In this context, those involved or interested in solidarity tourism in Palestine must always be vigilant to see our travel in direct relation to the prohibited movement of most Palestinians. We must make clear and ethical distinctions between the “alternative” tourism that IPCRI (and many international and Palestinian groups as well) promote, and the practices of solidarity or resistance. If tourism can be a tool the powerful use to reinforce the spatial, political, and economic status quo, we must explore how tourism could support those who are building a resistance economy, based on exposing and rejecting the status quo and working from principles of justice and self-determination.

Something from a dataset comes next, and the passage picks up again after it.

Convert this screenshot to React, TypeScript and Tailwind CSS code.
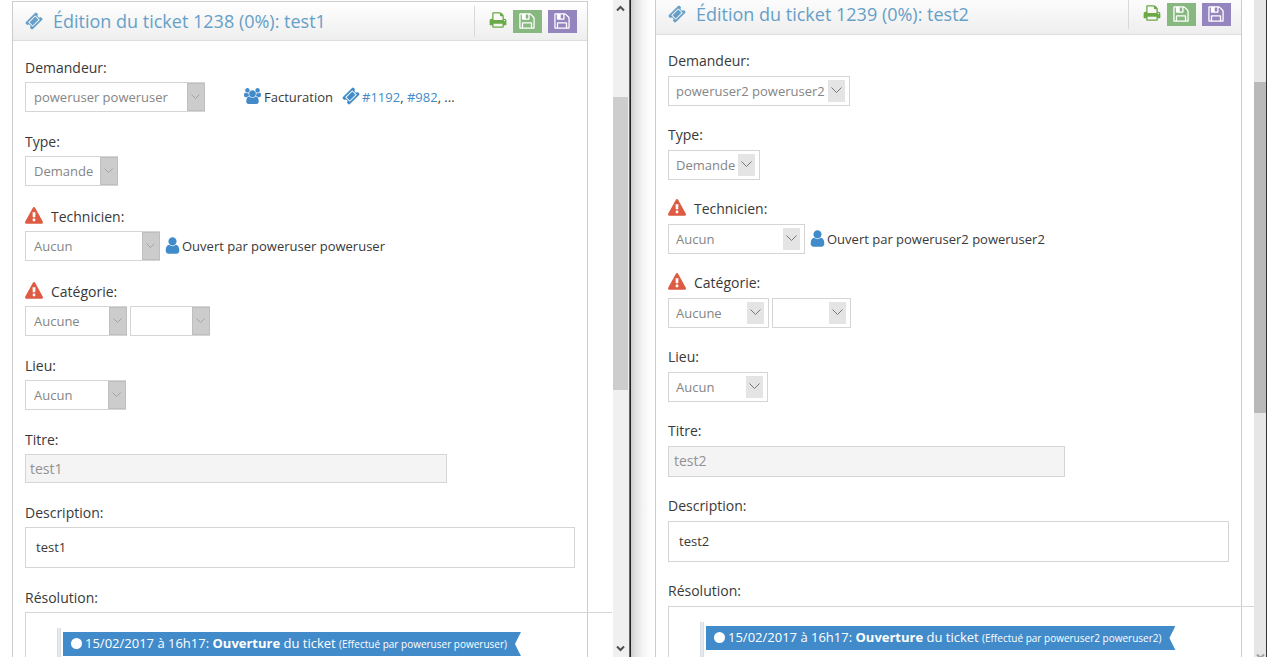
import { useId, type ReactNode } from "react";

const PATHS = {
  ticket:
    "M1024 452l316 316-572 572-316-316zm-211 979l618-618q19-19 19-45t-19-45l-362-362q-18-18-45-18t-45 18l-618 618q-19 19-19 45t19 45l362 362q18 18 45 18t45-18zm889-637l-907 908q-37 37-90.500 37t-90.500-37l-126-126q56-56 56-136t-56-136-136-56-136 56l-125-126q-37-37-37-90.500t37-90.500l907-906q37-37 90.500-37t90.500 37l125 125q-56 56-56 136t56 136 136 56 136-56l126 125q37 37 37 90.500t-37 90.500z",
  warning:
    "M1024 1375v-190q0-14-9.500-23.500t-22.500-9.500h-192q-13 0-22.500 9.500t-9.500 23.500v190q0 14 9.500 23.500t22.500 9.500h192q13 0 22.500-9.500t9.500-23.500zm-2-374l18-459q0-12-10-19-13-11-24-11h-220q-11 0-24 11-10 7-10 21l17 457q0 10 10 16.500t24 6.500h185q14 0 23.500-6.500t10.500-16.500zm-14-934l768 1408q35 63-2 126-17 29-46.500 46t-63.500 17h-1536q-34 0-63.500-17t-46.500-46q-37-63-2-126l768-1408q17-31 47-49t65-18 65 18 47 49z",
  user: "M1536 1399q0 109-62.500 187t-150.500 78h-854q-88 0-150.500-78t-62.500-187q0-85 8.500-160.500t31.500-152 58.500-131 94-89 134.500-34.500q131 128 313 128t313-128q76 0 134.500 34.500t94 89 58.500 131 31.500 152 8.500 160.500zm-256-887q0 159-112.500 271.500t-271.500 112.500-271.500-112.500-112.500-271.500 112.500-271.500 271.500-112.500 271.500 112.500 112.500 271.500z",
  group:
    "M593 896q-162 5-265 128h-134q-82 0-138-40.500t-56-118.500q0-353 124-353 6 0 43.500 21t97.500 42.500 119 21.500q67 0 133-23-5 37-5 66 0 139 81 256zm1071 637q0 120-73 189.500t-194 69.500h-874q-121 0-194-69.500t-73-189.500q0-53 3.500-103.500t14-109 26.500-108.500 43-97.500 62-81 85.500-53.500 111.500-20q10 0 43 21.500t73 48 107 48 135 21.500 135-21.500 107-48 73-48 43-21.500q61 0 111.500 20t85.500 53.500 62 81 43 97.500 26.500 108.500 14 109 3.500 103.500zm-1024-1277q0 106-75 181t-181 75-181-75-75-181 75-181 181-75 181 75 75 181zm704 384q0 159-112.500 271.500t-271.500 112.500-271.500-112.500-112.500-271.500 112.500-271.500 271.500-112.500 271.500 112.500 112.500 271.500zm576 225q0 78-56 118.500t-138 40.500h-134q-103-123-265-128 81-117 81-256 0-29-5-66 66 23 133 23 59 0 119-21.500t97.500-42.500 43.500-21q124 0 124 353zm-128-609q0 106-75 181t-181 75-181-75-75-181 75-181 181-75 181 75 75 181z",
  print:
    "M448 1536h896v-256h-896v256zm0-640h896v-384h-160q-40 0-68-28t-28-68v-160h-640v640zm1152 64q0-26-19-45t-45-19-45 19-19 45 19 45 45 19 45-19 19-45zm128 0v416q0 13-9.500 22.500t-22.500 9.500h-224v160q0 40-28 68t-68 28h-960q-40 0-68-28t-28-68v-160h-224q-13 0-22.500-9.500t-9.500-22.500v-416q0-79 56.500-135.500t135.500-56.500h64v-544q0-40 28-68t68-28h672q40 0 88 20t76 48l152 152q28 28 48 76t20 88v256h64q79 0 135.500 56.500t56.500 135.500z",
  save: "M512 1536h768v-384h-768v384zm896 0h128v-896q0-14-10-38.500t-20-34.500l-281-281q-10-10-34-20t-39-10v416q0 40-28 68t-68 28h-576q-40 0-68-28t-28-68v-416h-128v1280h128v-416q0-40 28-68t68-28h832q40 0 68 28t28 68v416zm-384-928v-320q0-13-9.500-22.500t-22.500-9.500h-192q-13 0-22.500 9.500t-9.500 22.500v320q0 13 9.500 22.500t22.500 9.500h192q13 0 22.500-9.500t9.500-22.500zm640 32v928q0 40-28 68t-68 28h-1344q-40 0-68-28t-28-68v-1344q0-40 28-68t68-28h928q40 0 88 20t76 48l280 280q28 28 48 76t20 88z",
};

function Icon({ name, className }: { name: keyof typeof PATHS; className: string }) {
  return (
    <svg
      viewBox={name === "group" ? "0 0 1920 1792" : "0 0 1792 1792"}
      className={`shrink-0 ${className}`}
      fill="currentColor"
      aria-hidden="true"
    >
      <path d={PATHS[name]} />
    </svg>
  );
}

type Variant = "flat" | "inset";

function Select({
  id,
  label,
  value,
  variant,
  width,
}: {
  id?: string;
  label?: string;
  value: string;
  variant: Variant;
  width: string;
}) {
  return (
    <span className={`grid h-[30px] items-center ${width}`}>
      <select
        id={id}
        aria-label={label}
        defaultValue={value}
        className={`col-start-1 row-start-1 h-[30px] w-full appearance-none border border-[#d5d5d5] bg-white text-[13px] leading-5 text-[#858585] ${
          variant === "flat" ? "pl-2" : "pl-[7px]"
        }`}
      >
        <option>{value}</option>
      </select>
      {variant === "flat" ? (
        <span className="pointer-events-none col-start-1 row-start-1 flex h-7 w-[18px] items-center justify-center justify-self-end border border-[#bfbfbf] bg-[#cccccc] pr-px">
          <svg width="9" height="6" viewBox="0 0 9 6" fill="none" stroke="#a3a3a3" aria-hidden="true">
            <path d="M0.500 0.500l4 4 4-4" />
          </svg>
        </span>
      ) : (
        <span className="pointer-events-none col-start-1 row-start-1 mr-[5px] flex h-[22px] w-[17px] items-center justify-center justify-self-end bg-[#e4e4e4] pb-px">
          <svg width="11" height="7" viewBox="0 0 11 7" fill="none" stroke="#777777" aria-hidden="true">
            <path d="M0.500 0.500l5 5 5-5" />
          </svg>
        </span>
      )}
    </span>
  );
}

function Field({
  label,
  htmlFor,
  warn,
  variant,
  children,
}: {
  label: string;
  htmlFor?: string;
  warn?: boolean;
  variant: Variant;
  children: ReactNode;
}) {
  const flat = variant === "flat";
  return (
    <div className={flat ? "mb-5" : "mb-[19px]"}>
      <div className={`flex items-start ${flat ? (warn ? "h-[25px] pt-px" : "h-6") : "h-[25px]"}`}>
        {warn && <Icon name="warning" className="mr-2 size-[18px] text-[#dd5a43]" />}
        <label htmlFor={htmlFor} className="text-sm leading-5">
          {label}
        </label>
      </div>
      <div className="flex items-center">{children}</div>
    </div>
  );
}

type Ticket = {
  number: string;
  title: string;
  user: string;
  variant: Variant;
  widths: [string, string, string, string, string, string];
  titleBox: string;
  header: string;
  divider: string;
  top: string;
  panel: string;
  bleed: string;
  extra?: ReactNode;
};

function TicketPanel(t: Ticket) {
  const id = useId();
  const v = t.variant;
  return (
    <section className={`border-x border-[#cccccc] ${t.panel}`}>
      <header
        className={`flex items-center border-b border-[#dddddd] bg-linear-to-b to-[#eeeeee] pr-[10px] pl-3 text-[#669fc7] ${t.header}`}
      >
        <Icon name="ticket" className="mr-[10px] size-[18px]" />
        <h1 className="grow pb-px text-lg leading-6 whitespace-nowrap">
          Édition du ticket {t.number} (0%): {t.title}
        </h1>
        <div className={`flex items-center gap-[6px] border-l border-[#d9d9d9] pl-[14px] ${t.divider}`}>
          <button type="button" aria-label="Imprimer" className="pb-[2px] text-[#69aa46]">
            <Icon name="print" className="size-[18px]" />
          </button>
          <button
            type="button"
            aria-label="Enregistrer"
            className="flex h-[23px] w-[29px] items-center justify-center bg-[#87b87f] pr-[2px] pb-px text-white"
          >
            <Icon name="save" className="size-[18px]" />
          </button>
          <button
            type="button"
            aria-label="Enregistrer et quitter"
            className="flex h-[23px] w-[29px] items-center justify-center bg-[#9585bf] pr-[2px] pb-px text-white"
          >
            <Icon name="save" className="size-[18px]" />
          </button>
        </div>
      </header>

      <form className={`px-3 ${t.top}`}>
        <Field label="Demandeur:" htmlFor={`${id}-user`} variant={v}>
          <Select id={`${id}-user`} value={`${t.user} ${t.user}`} variant={v} width={t.widths[0]} />
          {t.extra}
        </Field>
        <Field label="Type:" htmlFor={`${id}-type`} variant={v}>
          <Select id={`${id}-type`} value="Demande" variant={v} width={t.widths[1]} />
        </Field>
        <Field label="Technicien:" htmlFor={`${id}-tech`} warn variant={v}>
          <Select id={`${id}-tech`} value="Aucun" variant={v} width={t.widths[2]} />
          <Icon name="user" className="mb-[2px] ml-[3px] size-[19px] text-[#428bca]" />
          <span className="text-[13px] leading-5">
            Ouvert par {t.user} {t.user}
          </span>
        </Field>
        <Field label="Catégorie:" htmlFor={`${id}-cat`} warn variant={v}>
          <Select id={`${id}-cat`} value="Aucune" variant={v} width={t.widths[3]} />
          <span className="ml-[3px]">
            <Select label="Sous-catégorie" value="" variant={v} width={t.widths[4]} />
          </span>
        </Field>
        <Field label="Lieu:" htmlFor={`${id}-place`} variant={v}>
          <Select id={`${id}-place`} value="Aucun" variant={v} width={t.widths[5]} />
        </Field>
        <Field label="Titre:" htmlFor={`${id}-title`} variant={v}>
          <input
            id={`${id}-title`}
            defaultValue={t.title}
            readOnly
            className={`border border-[#d5d5d5] bg-[#f4f4f4] text-sm leading-5 text-[#939192] ${t.titleBox}`}
          />
        </Field>
        <Field label="Description:" htmlFor={`${id}-desc`} variant={v}>
          <textarea
            id={`${id}-desc`}
            defaultValue={t.title}
            className="block h-[41px] w-full resize-none overflow-hidden border border-[#d5d5d5] bg-white px-[10px] py-[9px] text-[13px] leading-5"
          />
        </Field>
        <div className={`text-sm leading-5 ${v === "flat" ? "h-6" : "h-[25px]"}`}>Résolution:</div>
        <div className={`flex border-t border-l border-[#d5d5d5] pt-[15px] pl-[31px] ${t.bleed}`}>
          <div className="h-40 w-1 border-x border-[#d9dce3] bg-[#e6e9ee]" />
          <div className="mt-1 ml-[2px] flex h-6 items-center bg-[#428bca] pr-[14px] pb-px pl-2 whitespace-nowrap text-white [clip-path:polygon(0_0,100%_0,calc(100%-6px)_50%,100%_100%,0_100%)]">
            <span className="mr-[3px] size-[11px] rounded-full bg-white" />
            <p className="text-[13px] leading-5">
              15/02/2017 à 16h17: <b>Ouverture</b> du ticket{" "}
              <small className="text-[10px]">
                (Effectué par {t.user} {t.user})
              </small>
            </p>
          </div>
        </div>
      </form>
    </section>
  );
}

function Caret({ up, className }: { up?: boolean; className: string }) {
  return (
    <svg
      width="9"
      height="7"
      viewBox="0 0 9 7"
      fill="none"
      stroke="currentColor"
      strokeWidth="2"
      className={`shrink-0 ${className}`}
      aria-hidden="true"
    >
      <path d={up ? "M1 5.500l3.500-3.500 3.500 3.500" : "M1 1.500l3.500 3.500 3.500-3.500"} />
    </svg>
  );
}

export default function App() {
  return (
    <main className="grid h-screen grid-cols-[631fr_636fr] overflow-hidden bg-white font-['Open_Sans',sans-serif] text-[#393939]">
      <div className="flex min-w-0 overflow-hidden border-r border-[#222222]">
        <div className="min-w-0 grow overflow-hidden pt-px">
          <TicketPanel
            number="1238"
            title="test1"
            user="poweruser"
            variant="flat"
            widths={["w-[180px]", "w-[93px]", "w-[135px]", "w-[102px]", "w-20", "w-[101px]"]}
            titleBox="h-[29px] w-[422px] px-1"
            header="h-10 border-t border-t-[#cccccc] from-white"
            divider="h-[31px]"
            top="pt-[17px]"
            panel="mr-[25px] ml-3"
            bleed="mr-[-37px]"
            extra={
              <div className="ml-[39px] flex items-center text-[13px] leading-5">
                <Icon name="group" className="mr-[3px] mb-[2px] h-4 w-[17px] text-[#428bca]" />
                Facturation
                <Icon name="ticket" className="mr-[2px] mb-[2px] ml-[9px] size-[18px] text-[#428bca]" />
                <p>
                  <a href="#1192" className="text-[#428bca]">
                    #1192
                  </a>
                  ,{" "}
                  <a href="#982" className="text-[#428bca]">
                    #982
                  </a>
                  , ...
                </p>
              </div>
            }
          />
        </div>
        <div className="flex w-[17px] shrink-0 flex-col border-r border-[#1979ca] bg-[#f0f0f0]">
          <div className="flex h-[97px] justify-center pt-[5px] pr-px">
            <Caret up className="text-[#505050]" />
          </div>
          <div className="mr-px h-[293px] bg-[#cdcdcd]" />
          <div className="flex grow items-end justify-center pr-px pb-[5px]">
            <Caret className="text-[#505050]" />
          </div>
        </div>
      </div>

      <div className="flex min-w-0 overflow-hidden border-r border-[#333333]">
        <div className="w-6 shrink-0 bg-[linear-gradient(to_right,#cfcfcf_0,#e3e3e3_5px,#f4f4f4_12px,#ffffff_20px)]" />
        <div className="min-w-0 grow overflow-hidden">
          <TicketPanel
            number="1239"
            title="test2"
            user="poweruser2"
            variant="inset"
            widths={["w-[182px]", "w-[92px]", "w-[137px]", "w-[101px]", "w-[79px]", "w-[100px]"]}
            titleBox="h-[31px] w-[397px] px-[5px] pb-[2px]"
            header="h-[35px] from-[#fcfcfc] pb-[6px]"
            divider="h-[30px]"
            top="pt-4"
            panel="mr-3"
            bleed="mr-[-25px]"
          />
        </div>
        <div className="flex w-3 shrink-0 flex-col bg-[#e6e6e6]">
          <div className="h-[82px] shrink-0" />
          <div className="h-[331px] shrink-0 bg-[#b9b9b9]" />
          <div className="flex grow items-end justify-center">
            <div className="flex h-1 items-start overflow-hidden">
              <Caret className="text-[#a0a0a0]" />
            </div>
          </div>
        </div>
      </div>
    </main>
  );
}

[1] The farce extends to differential treatment between different Israeli passport holders. While settlers and other Israeli Jewish citizens are given security escorts along with their permits when they cross into Area A, Palestinian citizens of Israel, who frequently travel to the West Bank to see family, shop, and visit for holidays, are often harassed at checkpoints, as described here and here. This rule also has bearing when Palestinians with Israeli citizenship choose to live in the West Bank. In this article when I use the term Israeli, I am referring only to Israeli Jews, unless indicated otherwise.
[2] Baskin’s most notable skill seems to be making himself extremely available for media appearances, most recently in Israel’s 2012 assault on Gaza when he was on every second independent news channel bemoaning how the Israeli attack had sabotaged negotiations that he was apparently singlehandedly brokering.
[3] In her book “Itineraries in Conflict,” Rebecca Stein analyzes a similar phenomenon of Israelis visiting Palestinian towns inside the State of Israel.